--- EXERCISE PROMPT ---
Write out the material exactly, without any of its pictures.

======== DATA PROVIDED ========

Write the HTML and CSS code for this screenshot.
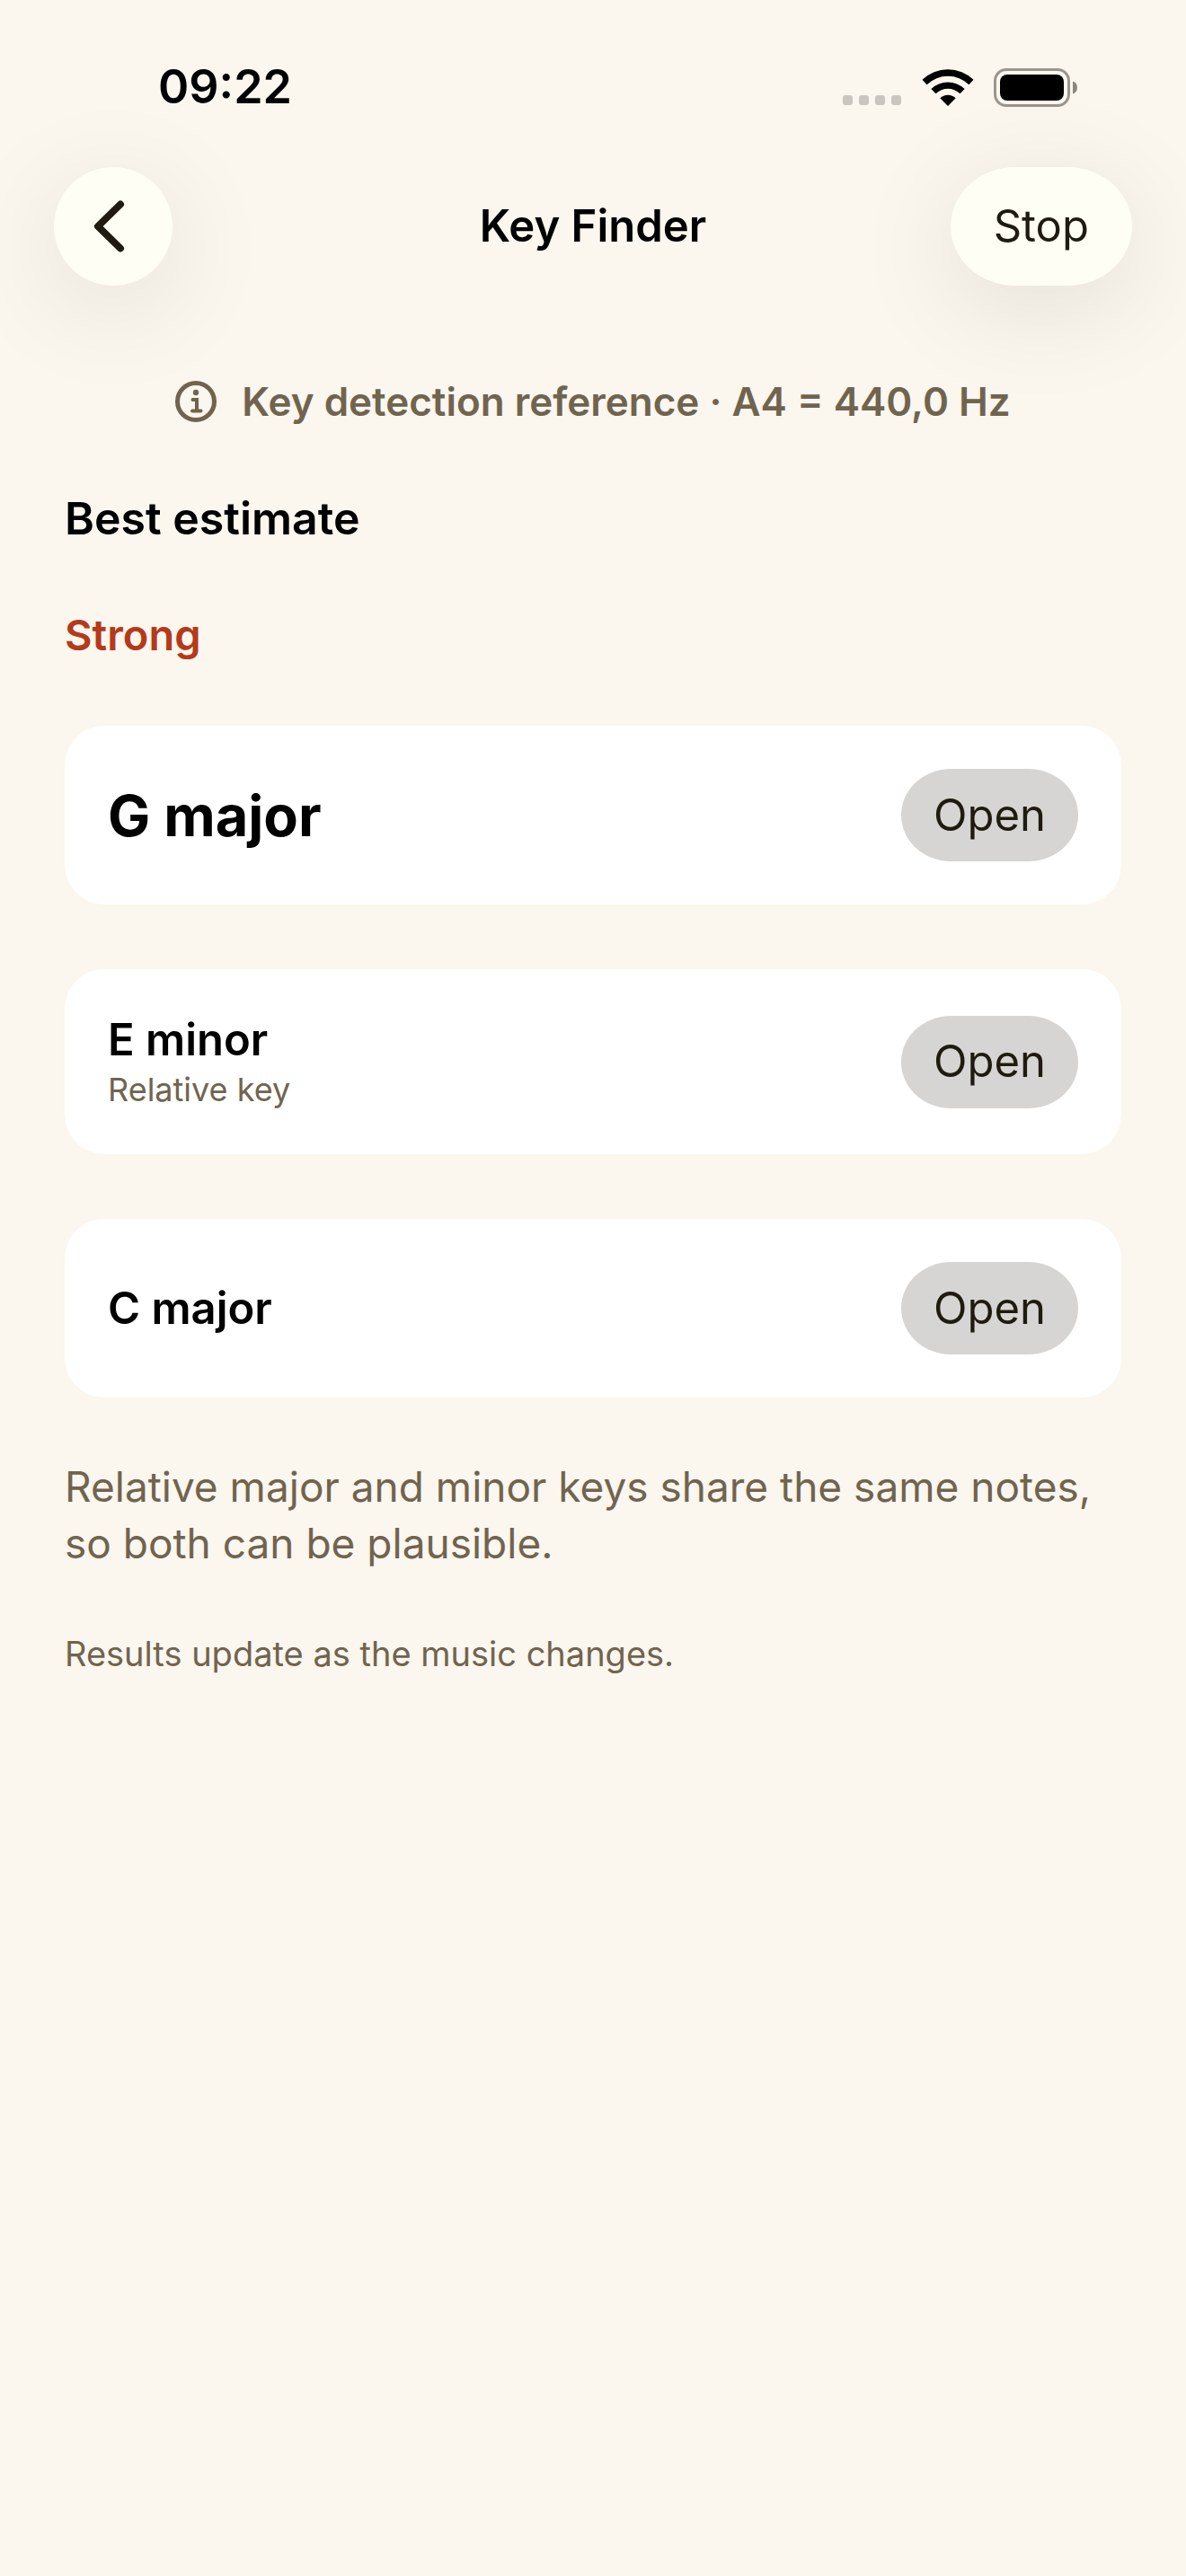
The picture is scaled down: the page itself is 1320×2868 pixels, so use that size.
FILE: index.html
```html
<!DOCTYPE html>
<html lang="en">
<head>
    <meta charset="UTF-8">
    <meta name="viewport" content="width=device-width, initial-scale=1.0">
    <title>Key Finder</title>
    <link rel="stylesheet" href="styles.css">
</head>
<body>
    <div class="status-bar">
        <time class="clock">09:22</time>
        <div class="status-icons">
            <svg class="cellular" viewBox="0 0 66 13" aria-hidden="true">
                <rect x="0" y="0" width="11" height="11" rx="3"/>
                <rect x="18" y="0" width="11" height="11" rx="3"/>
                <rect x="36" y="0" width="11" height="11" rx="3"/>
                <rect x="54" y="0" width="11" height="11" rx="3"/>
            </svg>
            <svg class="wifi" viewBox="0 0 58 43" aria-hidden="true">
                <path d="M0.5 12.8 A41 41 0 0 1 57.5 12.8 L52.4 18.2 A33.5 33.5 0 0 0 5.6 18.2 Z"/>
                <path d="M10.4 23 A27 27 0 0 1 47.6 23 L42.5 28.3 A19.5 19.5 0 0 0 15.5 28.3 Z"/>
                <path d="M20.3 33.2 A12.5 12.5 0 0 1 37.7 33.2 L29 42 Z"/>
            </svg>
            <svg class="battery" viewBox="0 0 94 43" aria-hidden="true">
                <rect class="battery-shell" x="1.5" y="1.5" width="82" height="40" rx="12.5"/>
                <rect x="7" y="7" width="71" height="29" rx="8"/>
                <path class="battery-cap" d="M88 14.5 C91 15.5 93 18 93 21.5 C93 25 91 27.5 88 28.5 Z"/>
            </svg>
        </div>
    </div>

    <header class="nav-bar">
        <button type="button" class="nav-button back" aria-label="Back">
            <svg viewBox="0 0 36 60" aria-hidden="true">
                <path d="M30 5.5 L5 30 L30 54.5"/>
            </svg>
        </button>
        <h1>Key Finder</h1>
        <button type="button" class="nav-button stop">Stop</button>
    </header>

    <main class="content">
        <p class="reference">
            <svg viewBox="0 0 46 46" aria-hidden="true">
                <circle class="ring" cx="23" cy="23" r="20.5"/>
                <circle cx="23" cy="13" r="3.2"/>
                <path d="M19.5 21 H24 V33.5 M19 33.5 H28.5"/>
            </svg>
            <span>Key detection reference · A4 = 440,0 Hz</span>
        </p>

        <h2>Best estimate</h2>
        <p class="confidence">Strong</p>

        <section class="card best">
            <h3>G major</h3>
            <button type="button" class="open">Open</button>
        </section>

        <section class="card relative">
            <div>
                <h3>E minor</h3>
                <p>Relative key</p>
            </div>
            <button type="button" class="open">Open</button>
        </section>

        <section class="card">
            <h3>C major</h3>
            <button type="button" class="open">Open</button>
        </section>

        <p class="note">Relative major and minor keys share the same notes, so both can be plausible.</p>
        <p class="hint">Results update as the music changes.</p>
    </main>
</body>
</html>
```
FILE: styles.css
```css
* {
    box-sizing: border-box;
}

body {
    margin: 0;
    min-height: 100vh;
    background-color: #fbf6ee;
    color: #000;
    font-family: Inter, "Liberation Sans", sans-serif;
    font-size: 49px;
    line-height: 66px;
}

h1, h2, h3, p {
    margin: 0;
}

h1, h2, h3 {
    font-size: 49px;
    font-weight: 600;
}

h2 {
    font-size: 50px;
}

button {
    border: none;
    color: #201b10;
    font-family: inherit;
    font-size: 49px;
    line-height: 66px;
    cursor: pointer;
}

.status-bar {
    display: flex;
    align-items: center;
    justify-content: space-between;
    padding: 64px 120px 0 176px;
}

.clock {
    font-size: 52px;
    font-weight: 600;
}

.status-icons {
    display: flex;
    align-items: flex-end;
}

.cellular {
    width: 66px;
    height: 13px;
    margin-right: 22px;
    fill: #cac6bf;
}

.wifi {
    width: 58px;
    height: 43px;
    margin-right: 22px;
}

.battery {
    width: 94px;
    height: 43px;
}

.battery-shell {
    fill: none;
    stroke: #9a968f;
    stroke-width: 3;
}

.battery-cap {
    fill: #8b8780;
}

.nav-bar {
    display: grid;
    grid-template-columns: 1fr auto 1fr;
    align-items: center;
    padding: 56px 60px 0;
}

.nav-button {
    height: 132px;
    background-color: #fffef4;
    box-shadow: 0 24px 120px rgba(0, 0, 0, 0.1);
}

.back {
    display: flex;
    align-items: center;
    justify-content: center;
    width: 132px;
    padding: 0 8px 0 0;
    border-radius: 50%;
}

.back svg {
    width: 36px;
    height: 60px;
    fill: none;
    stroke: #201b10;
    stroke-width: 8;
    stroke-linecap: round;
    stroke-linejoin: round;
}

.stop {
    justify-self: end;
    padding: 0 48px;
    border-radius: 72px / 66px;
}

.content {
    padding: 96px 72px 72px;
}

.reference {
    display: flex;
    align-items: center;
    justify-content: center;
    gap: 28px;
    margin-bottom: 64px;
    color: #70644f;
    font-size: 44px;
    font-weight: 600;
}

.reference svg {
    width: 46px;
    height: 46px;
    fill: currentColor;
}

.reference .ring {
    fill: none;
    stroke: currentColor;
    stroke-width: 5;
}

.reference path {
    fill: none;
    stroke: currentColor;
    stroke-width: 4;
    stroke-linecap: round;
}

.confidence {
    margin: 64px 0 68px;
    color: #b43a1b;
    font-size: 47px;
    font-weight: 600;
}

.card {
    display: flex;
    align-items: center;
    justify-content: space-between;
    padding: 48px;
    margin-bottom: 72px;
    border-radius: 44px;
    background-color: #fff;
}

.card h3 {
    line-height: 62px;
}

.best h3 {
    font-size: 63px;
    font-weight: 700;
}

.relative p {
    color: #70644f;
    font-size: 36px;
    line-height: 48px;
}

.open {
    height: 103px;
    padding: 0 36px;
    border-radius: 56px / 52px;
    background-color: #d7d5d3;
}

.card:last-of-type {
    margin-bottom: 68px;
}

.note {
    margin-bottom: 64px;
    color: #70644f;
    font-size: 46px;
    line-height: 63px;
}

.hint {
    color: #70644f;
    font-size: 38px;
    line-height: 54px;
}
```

========

--- REPLY TO THE TASK ---
Write the HTML and CSS code for this screenshot.
The picture is scaled down: the page itself is 1320×2868 pixels, so use that size.
FILE: index.html
```html
<!DOCTYPE html>
<html lang="en">
<head>
    <meta charset="UTF-8">
    <meta name="viewport" content="width=device-width, initial-scale=1.0">
    <title>Key Finder</title>
    <link rel="stylesheet" href="styles.css">
</head>
<body>
    <div class="status-bar">
        <time class="clock">09:22</time>
        <div class="status-icons">
            <svg class="cellular" viewBox="0 0 66 13" aria-hidden="true">
                <rect x="0" y="0" width="11" height="11" rx="3"/>
                <rect x="18" y="0" width="11" height="11" rx="3"/>
                <rect x="36" y="0" width="11" height="11" rx="3"/>
                <rect x="54" y="0" width="11" height="11" rx="3"/>
            </svg>
            <svg class="wifi" viewBox="0 0 58 43" aria-hidden="true">
                <path d="M0.5 12.8 A41 41 0 0 1 57.5 12.8 L52.4 18.2 A33.5 33.5 0 0 0 5.6 18.2 Z"/>
                <path d="M10.4 23 A27 27 0 0 1 47.6 23 L42.5 28.3 A19.5 19.5 0 0 0 15.5 28.3 Z"/>
                <path d="M20.3 33.2 A12.5 12.5 0 0 1 37.7 33.2 L29 42 Z"/>
            </svg>
            <svg class="battery" viewBox="0 0 94 43" aria-hidden="true">
                <rect class="battery-shell" x="1.5" y="1.5" width="82" height="40" rx="12.5"/>
                <rect x="7" y="7" width="71" height="29" rx="8"/>
                <path class="battery-cap" d="M88 14.5 C91 15.5 93 18 93 21.5 C93 25 91 27.5 88 28.5 Z"/>
            </svg>
        </div>
    </div>

    <header class="nav-bar">
        <button type="button" class="nav-button back" aria-label="Back">
            <svg viewBox="0 0 36 60" aria-hidden="true">
                <path d="M30 5.5 L5 30 L30 54.5"/>
            </svg>
        </button>
        <h1>Key Finder</h1>
        <button type="button" class="nav-button stop">Stop</button>
    </header>

    <main class="content">
        <p class="reference">
            <svg viewBox="0 0 46 46" aria-hidden="true">
                <circle class="ring" cx="23" cy="23" r="20.5"/>
                <circle cx="23" cy="13" r="3.2"/>
                <path d="M19.5 21 H24 V33.5 M19 33.5 H28.5"/>
            </svg>
            <span>Key detection reference · A4 = 440,0 Hz</span>
        </p>

        <h2>Best estimate</h2>
        <p class="confidence">Strong</p>

        <section class="card best">
            <h3>G major</h3>
            <button type="button" class="open">Open</button>
        </section>

        <section class="card relative">
            <div>
                <h3>E minor</h3>
                <p>Relative key</p>
            </div>
            <button type="button" class="open">Open</button>
        </section>

        <section class="card">
            <h3>C major</h3>
            <button type="button" class="open">Open</button>
        </section>

        <p class="note">Relative major and minor keys share the same notes, so both can be plausible.</p>
        <p class="hint">Results update as the music changes.</p>
    </main>
</body>
</html>
```
FILE: styles.css
```css
* {
    box-sizing: border-box;
}

body {
    margin: 0;
    min-height: 100vh;
    background-color: #fbf6ee;
    color: #000;
    font-family: Inter, "Liberation Sans", sans-serif;
    font-size: 49px;
    line-height: 66px;
}

h1, h2, h3, p {
    margin: 0;
}

h1, h2, h3 {
    font-size: 49px;
    font-weight: 600;
}

h2 {
    font-size: 50px;
}

button {
    border: none;
    color: #201b10;
    font-family: inherit;
    font-size: 49px;
    line-height: 66px;
    cursor: pointer;
}

.status-bar {
    display: flex;
    align-items: center;
    justify-content: space-between;
    padding: 64px 120px 0 176px;
}

.clock {
    font-size: 52px;
    font-weight: 600;
}

.status-icons {
    display: flex;
    align-items: flex-end;
}

.cellular {
    width: 66px;
    height: 13px;
    margin-right: 22px;
    fill: #cac6bf;
}

.wifi {
    width: 58px;
    height: 43px;
    margin-right: 22px;
}

.battery {
    width: 94px;
    height: 43px;
}

.battery-shell {
    fill: none;
    stroke: #9a968f;
    stroke-width: 3;
}

.battery-cap {
    fill: #8b8780;
}

.nav-bar {
    display: grid;
    grid-template-columns: 1fr auto 1fr;
    align-items: center;
    padding: 56px 60px 0;
}

.nav-button {
    height: 132px;
    background-color: #fffef4;
    box-shadow: 0 24px 120px rgba(0, 0, 0, 0.1);
}

.back {
    display: flex;
    align-items: center;
    justify-content: center;
    width: 132px;
    padding: 0 8px 0 0;
    border-radius: 50%;
}

.back svg {
    width: 36px;
    height: 60px;
    fill: none;
    stroke: #201b10;
    stroke-width: 8;
    stroke-linecap: round;
    stroke-linejoin: round;
}

.stop {
    justify-self: end;
    padding: 0 48px;
    border-radius: 72px / 66px;
}

.content {
    padding: 96px 72px 72px;
}

.reference {
    display: flex;
    align-items: center;
    justify-content: center;
    gap: 28px;
    margin-bottom: 64px;
    color: #70644f;
    font-size: 44px;
    font-weight: 600;
}

.reference svg {
    width: 46px;
    height: 46px;
    fill: currentColor;
}

.reference .ring {
    fill: none;
    stroke: currentColor;
    stroke-width: 5;
}

.reference path {
    fill: none;
    stroke: currentColor;
    stroke-width: 4;
    stroke-linecap: round;
}

.confidence {
    margin: 64px 0 68px;
    color: #b43a1b;
    font-size: 47px;
    font-weight: 600;
}

.card {
    display: flex;
    align-items: center;
    justify-content: space-between;
    padding: 48px;
    margin-bottom: 72px;
    border-radius: 44px;
    background-color: #fff;
}

.card h3 {
    line-height: 62px;
}

.best h3 {
    font-size: 63px;
    font-weight: 700;
}

.relative p {
    color: #70644f;
    font-size: 36px;
    line-height: 48px;
}

.open {
    height: 103px;
    padding: 0 36px;
    border-radius: 56px / 52px;
    background-color: #d7d5d3;
}

.card:last-of-type {
    margin-bottom: 68px;
}

.note {
    margin-bottom: 64px;
    color: #70644f;
    font-size: 46px;
    line-height: 63px;
}

.hint {
    color: #70644f;
    font-size: 38px;
    line-height: 54px;
}
```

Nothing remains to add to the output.